• _TASK DETAILS_:
Pictures stay out of the copy; set down each line of the listing below exactly.

══════════════════════════════

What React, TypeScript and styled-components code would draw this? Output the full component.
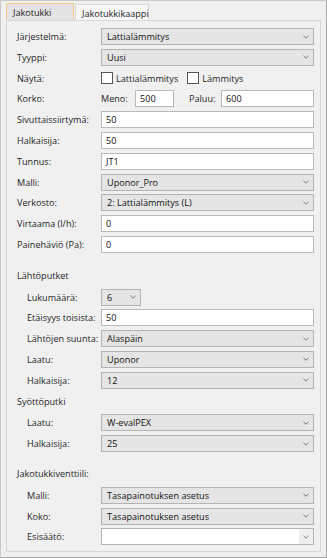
import React from "react";
import styled, { createGlobalStyle } from "styled-components";

const GlobalStyle = createGlobalStyle`
    html, body {
        margin: 0;
        padding: 0;
        background: #ffffff;
    }

    body {
        font-family: "Open Sans", "Noto Sans", sans-serif;
        font-size: 9.1px;
        color: #1e1e1e;
    }
`;

const Frame = styled.div`
    width: 327px;
    height: 558px;
    box-sizing: border-box;
    border: 1px solid #c9c9c9;
    border-right-color: #a8a8a8;
    border-bottom-color: #a8a8a8;
    background: #f0f0f0;
    padding: 2px 5px 5px 5px;
    display: flex;
    flex-direction: column;
`;

const TabBar = styled.div`
    display: flex;
    height: 17px;
    align-items: flex-end;
`;

const Tab = styled.div<{ $active?: boolean }>`
    box-sizing: border-box;
    height: ${(p) => (p.$active ? "17px" : "16px")};
    padding: 1px 6px 0;
    display: flex;
    align-items: center;
    background: ${(p) => (p.$active ? "#e3e3e3" : "#f7f7f7")};
    border: 1px solid ${(p) => (p.$active ? "#f3c98e" : "#d9d9d9")};
    border-bottom: none;
    margin-right: 1px;
    color: #1e1e1e;
    width: ${(p) => (p.$active ? "68px" : "74px")};
`;

const Panel = styled.div`
    flex: 1;
    box-sizing: border-box;
    border: 1px solid #d7d7d7;
    background: #f0f0f0;
    padding: 7px 6px 0 10px;
    display: flex;
    flex-direction: column;
    gap: 3.8px;
`;

const Row = styled.div`
    display: grid;
    grid-template-columns: 84px 1fr;
    height: 17px;
    align-items: center;
`;

const Label = styled.div<{ $indent?: boolean }>`
    padding-left: ${(p) => (p.$indent ? "10px" : "0")};
    white-space: nowrap;
    color: #262626;
`;

const Heading = styled.div<{ $space: number }>`
    height: 18px;
    line-height: 18px;
    margin-top: ${(p) => p.$space}px;
    color: #262626;
`;

const SelectBox = styled.div<{ $width?: number; $editable?: boolean }>`
    box-sizing: border-box;
    height: 17px;
    width: ${(p) => (p.$width ? `${p.$width}px` : "100%")};
    border: 1px solid #b4b4b4;
    background: ${(p) => (p.$editable ? "#ffffff" : "#e5e5e5")};
    display: flex;
    align-items: center;
    color: #111111;
`;

const SelectText = styled.span`
    flex: 1;
    padding-left: 5px;
    white-space: nowrap;
    overflow: hidden;
`;

const Arrow = styled.span<{ $shaded?: boolean }>`
    width: 14px;
    height: 100%;
    display: flex;
    align-items: center;
    justify-content: center;
    background: ${(p) => (p.$shaded ? "#efefef" : "transparent")};
`;

const TextBox = styled.div<{ $width?: number }>`
    box-sizing: border-box;
    height: 17px;
    ${(p) => (p.$width ? `width: ${p.$width}px; flex: none;` : "width: 100%; flex: 1;")}
    border: 1px solid #b9b9b9;
    background: #ffffff;
    padding-left: 4px;
    display: flex;
    align-items: center;
    color: #111111;
`;

const Inline = styled.div`
    display: flex;
    align-items: center;
`;

const Check = styled.span`
    box-sizing: border-box;
    width: 12px;
    height: 12px;
    border: 1px solid #555555;
    background: #ffffff;
    margin-right: 3px;
`;

const CheckLabel = styled.span`
    margin-right: 9px;
    white-space: nowrap;
`;

const FieldCaption = styled.span<{ $gap: number; $lead?: number }>`
    width: ${(p) => p.$gap}px;
    margin-left: ${(p) => p.$lead ?? 0}px;
    flex: none;
    white-space: nowrap;
`;

const Chevron = () => (
    <svg width="6" height="4" viewBox="0 0 6 4">
        <polyline points="0.5,0.8 3,3.2 5.5,0.8" fill="none" stroke="#7a7a7a" strokeWidth="1" />
    </svg>
);

const Select = ({ value, width, editable }: { value: string; width?: number; editable?: boolean }) => (
    <SelectBox $width={width} $editable={editable}>
        <SelectText>{value}</SelectText>
        <Arrow $shaded={editable}>
            <Chevron />
        </Arrow>
    </SelectBox>
);

const App = () => {
    return (
        <>
            <GlobalStyle />
            <Frame>
                <TabBar>
                    <Tab $active>Jakotukki</Tab>
                    <Tab>Jakotukkikaappi</Tab>
                </TabBar>
                <Panel>
                    <Row>
                        <Label>Järjestelmä:</Label>
                        <Select value="Lattialämmitys" />
                    </Row>
                    <Row>
                        <Label>Tyyppi:</Label>
                        <Select value="Uusi" />
                    </Row>
                    <Row>
                        <Label>Näytä:</Label>
                        <Inline>
                            <Check />
                            <CheckLabel>Lattialämmitys</CheckLabel>
                            <Check />
                            <CheckLabel>Lämmitys</CheckLabel>
                        </Inline>
                    </Row>
                    <Row>
                        <Label>Korko:</Label>
                        <Inline>
                            <FieldCaption $gap={34}>Meno:</FieldCaption>
                            <TextBox $width={39}>500</TextBox>
                            <FieldCaption $gap={32} $lead={15}>
                                Paluu:
                            </FieldCaption>
                            <TextBox>600</TextBox>
                        </Inline>
                    </Row>
                    <Row>
                        <Label>Sivuttaissiirtymä:</Label>
                        <TextBox>50</TextBox>
                    </Row>
                    <Row>
                        <Label>Halkaisija:</Label>
                        <TextBox>50</TextBox>
                    </Row>
                    <Row>
                        <Label>Tunnus:</Label>
                        <TextBox>JT1</TextBox>
                    </Row>
                    <Row>
                        <Label>Malli:</Label>
                        <Select value="Uponor_Pro" />
                    </Row>
                    <Row>
                        <Label>Verkosto:</Label>
                        <Select value="2: Lattialämmitys (L)" />
                    </Row>
                    <Row>
                        <Label>Virtaama (l/h):</Label>
                        <TextBox>0</TextBox>
                    </Row>
                    <Row>
                        <Label>Painehäviö (Pa):</Label>
                        <TextBox>0</TextBox>
                    </Row>

                    <Heading $space={10}>Lähtöputket</Heading>
                    <Row>
                        <Label $indent>Lukumäärä:</Label>
                        <Select value="6" width={40} />
                    </Row>
                    <Row>
                        <Label $indent>Etäisyys toisista:</Label>
                        <TextBox>50</TextBox>
                    </Row>
                    <Row>
                        <Label $indent>Lähtöjen suunta:</Label>
                        <Select value="Alaspäin" />
                    </Row>
                    <Row>
                        <Label $indent>Laatu:</Label>
                        <Select value="Uponor" />
                    </Row>
                    <Row>
                        <Label $indent>Halkaisija:</Label>
                        <Select value="12" />
                    </Row>

                    <Heading $space={0}>Syöttöputki</Heading>
                    <Row>
                        <Label $indent>Laatu:</Label>
                        <Select value="W-evalPEX" />
                    </Row>
                    <Row>
                        <Label $indent>Halkaisija:</Label>
                        <Select value="25" />
                    </Row>

                    <Heading $space={9}>Jakotukkiventtiili:</Heading>
                    <Row>
                        <Label $indent>Malli:</Label>
                        <Select value="Tasapainotuksen asetus" />
                    </Row>
                    <Row>
                        <Label $indent>Koko:</Label>
                        <Select value="Tasapainotuksen asetus" />
                    </Row>
                    <Row>
                        <Label $indent>Esisäätö:</Label>
                        <Select value="" editable />
                    </Row>
                </Panel>
            </Frame>
        </>
    );
};

export default App;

══════════════════════════════

• _RESPONSE_:
What React, TypeScript and styled-components code would draw this? Output the full component.
import React from "react";
import styled, { createGlobalStyle } from "styled-components";

const GlobalStyle = createGlobalStyle`
    html, body {
        margin: 0;
        padding: 0;
        background: #ffffff;
    }

    body {
        font-family: "Open Sans", "Noto Sans", sans-serif;
        font-size: 9.1px;
        color: #1e1e1e;
    }
`;

const Frame = styled.div`
    width: 327px;
    height: 558px;
    box-sizing: border-box;
    border: 1px solid #c9c9c9;
    border-right-color: #a8a8a8;
    border-bottom-color: #a8a8a8;
    background: #f0f0f0;
    padding: 2px 5px 5px 5px;
    display: flex;
    flex-direction: column;
`;

const TabBar = styled.div`
    display: flex;
    height: 17px;
    align-items: flex-end;
`;

const Tab = styled.div<{ $active?: boolean }>`
    box-sizing: border-box;
    height: ${(p) => (p.$active ? "17px" : "16px")};
    padding: 1px 6px 0;
    display: flex;
    align-items: center;
    background: ${(p) => (p.$active ? "#e3e3e3" : "#f7f7f7")};
    border: 1px solid ${(p) => (p.$active ? "#f3c98e" : "#d9d9d9")};
    border-bottom: none;
    margin-right: 1px;
    color: #1e1e1e;
    width: ${(p) => (p.$active ? "68px" : "74px")};
`;

const Panel = styled.div`
    flex: 1;
    box-sizing: border-box;
    border: 1px solid #d7d7d7;
    background: #f0f0f0;
    padding: 7px 6px 0 10px;
    display: flex;
    flex-direction: column;
    gap: 3.8px;
`;

const Row = styled.div`
    display: grid;
    grid-template-columns: 84px 1fr;
    height: 17px;
    align-items: center;
`;

const Label = styled.div<{ $indent?: boolean }>`
    padding-left: ${(p) => (p.$indent ? "10px" : "0")};
    white-space: nowrap;
    color: #262626;
`;

const Heading = styled.div<{ $space: number }>`
    height: 18px;
    line-height: 18px;
    margin-top: ${(p) => p.$space}px;
    color: #262626;
`;

const SelectBox = styled.div<{ $width?: number; $editable?: boolean }>`
    box-sizing: border-box;
    height: 17px;
    width: ${(p) => (p.$width ? `${p.$width}px` : "100%")};
    border: 1px solid #b4b4b4;
    background: ${(p) => (p.$editable ? "#ffffff" : "#e5e5e5")};
    display: flex;
    align-items: center;
    color: #111111;
`;

const SelectText = styled.span`
    flex: 1;
    padding-left: 5px;
    white-space: nowrap;
    overflow: hidden;
`;

const Arrow = styled.span<{ $shaded?: boolean }>`
    width: 14px;
    height: 100%;
    display: flex;
    align-items: center;
    justify-content: center;
    background: ${(p) => (p.$shaded ? "#efefef" : "transparent")};
`;

const TextBox = styled.div<{ $width?: number }>`
    box-sizing: border-box;
    height: 17px;
    ${(p) => (p.$width ? `width: ${p.$width}px; flex: none;` : "width: 100%; flex: 1;")}
    border: 1px solid #b9b9b9;
    background: #ffffff;
    padding-left: 4px;
    display: flex;
    align-items: center;
    color: #111111;
`;

const Inline = styled.div`
    display: flex;
    align-items: center;
`;

const Check = styled.span`
    box-sizing: border-box;
    width: 12px;
    height: 12px;
    border: 1px solid #555555;
    background: #ffffff;
    margin-right: 3px;
`;

const CheckLabel = styled.span`
    margin-right: 9px;
    white-space: nowrap;
`;

const FieldCaption = styled.span<{ $gap: number; $lead?: number }>`
    width: ${(p) => p.$gap}px;
    margin-left: ${(p) => p.$lead ?? 0}px;
    flex: none;
    white-space: nowrap;
`;

const Chevron = () => (
    <svg width="6" height="4" viewBox="0 0 6 4">
        <polyline points="0.5,0.8 3,3.2 5.5,0.8" fill="none" stroke="#7a7a7a" strokeWidth="1" />
    </svg>
);

const Select = ({ value, width, editable }: { value: string; width?: number; editable?: boolean }) => (
    <SelectBox $width={width} $editable={editable}>
        <SelectText>{value}</SelectText>
        <Arrow $shaded={editable}>
            <Chevron />
        </Arrow>
    </SelectBox>
);

const App = () => {
    return (
        <>
            <GlobalStyle />
            <Frame>
                <TabBar>
                    <Tab $active>Jakotukki</Tab>
                    <Tab>Jakotukkikaappi</Tab>
                </TabBar>
                <Panel>
                    <Row>
                        <Label>Järjestelmä:</Label>
                        <Select value="Lattialämmitys" />
                    </Row>
                    <Row>
                        <Label>Tyyppi:</Label>
                        <Select value="Uusi" />
                    </Row>
                    <Row>
                        <Label>Näytä:</Label>
                        <Inline>
                            <Check />
                            <CheckLabel>Lattialämmitys</CheckLabel>
                            <Check />
                            <CheckLabel>Lämmitys</CheckLabel>
                        </Inline>
                    </Row>
                    <Row>
                        <Label>Korko:</Label>
                        <Inline>
                            <FieldCaption $gap={34}>Meno:</FieldCaption>
                            <TextBox $width={39}>500</TextBox>
                            <FieldCaption $gap={32} $lead={15}>
                                Paluu:
                            </FieldCaption>
                            <TextBox>600</TextBox>
                        </Inline>
                    </Row>
                    <Row>
                        <Label>Sivuttaissiirtymä:</Label>
                        <TextBox>50</TextBox>
                    </Row>
                    <Row>
                        <Label>Halkaisija:</Label>
                        <TextBox>50</TextBox>
                    </Row>
                    <Row>
                        <Label>Tunnus:</Label>
                        <TextBox>JT1</TextBox>
                    </Row>
                    <Row>
                        <Label>Malli:</Label>
                        <Select value="Uponor_Pro" />
                    </Row>
                    <Row>
                        <Label>Verkosto:</Label>
                        <Select value="2: Lattialämmitys (L)" />
                    </Row>
                    <Row>
                        <Label>Virtaama (l/h):</Label>
                        <TextBox>0</TextBox>
                    </Row>
                    <Row>
                        <Label>Painehäviö (Pa):</Label>
                        <TextBox>0</TextBox>
                    </Row>

                    <Heading $space={10}>Lähtöputket</Heading>
                    <Row>
                        <Label $indent>Lukumäärä:</Label>
                        <Select value="6" width={40} />
                    </Row>
                    <Row>
                        <Label $indent>Etäisyys toisista:</Label>
                        <TextBox>50</TextBox>
                    </Row>
                    <Row>
                        <Label $indent>Lähtöjen suunta:</Label>
                        <Select value="Alaspäin" />
                    </Row>
                    <Row>
                        <Label $indent>Laatu:</Label>
                        <Select value="Uponor" />
                    </Row>
                    <Row>
                        <Label $indent>Halkaisija:</Label>
                        <Select value="12" />
                    </Row>

                    <Heading $space={0}>Syöttöputki</Heading>
                    <Row>
                        <Label $indent>Laatu:</Label>
                        <Select value="W-evalPEX" />
                    </Row>
                    <Row>
                        <Label $indent>Halkaisija:</Label>
                        <Select value="25" />
                    </Row>

                    <Heading $space={9}>Jakotukkiventtiili:</Heading>
                    <Row>
                        <Label $indent>Malli:</Label>
                        <Select value="Tasapainotuksen asetus" />
                    </Row>
                    <Row>
                        <Label $indent>Koko:</Label>
                        <Select value="Tasapainotuksen asetus" />
                    </Row>
                    <Row>
                        <Label $indent>Esisäätö:</Label>
                        <Select value="" editable />
                    </Row>
                </Panel>
            </Frame>
        </>
    );
};

export default App;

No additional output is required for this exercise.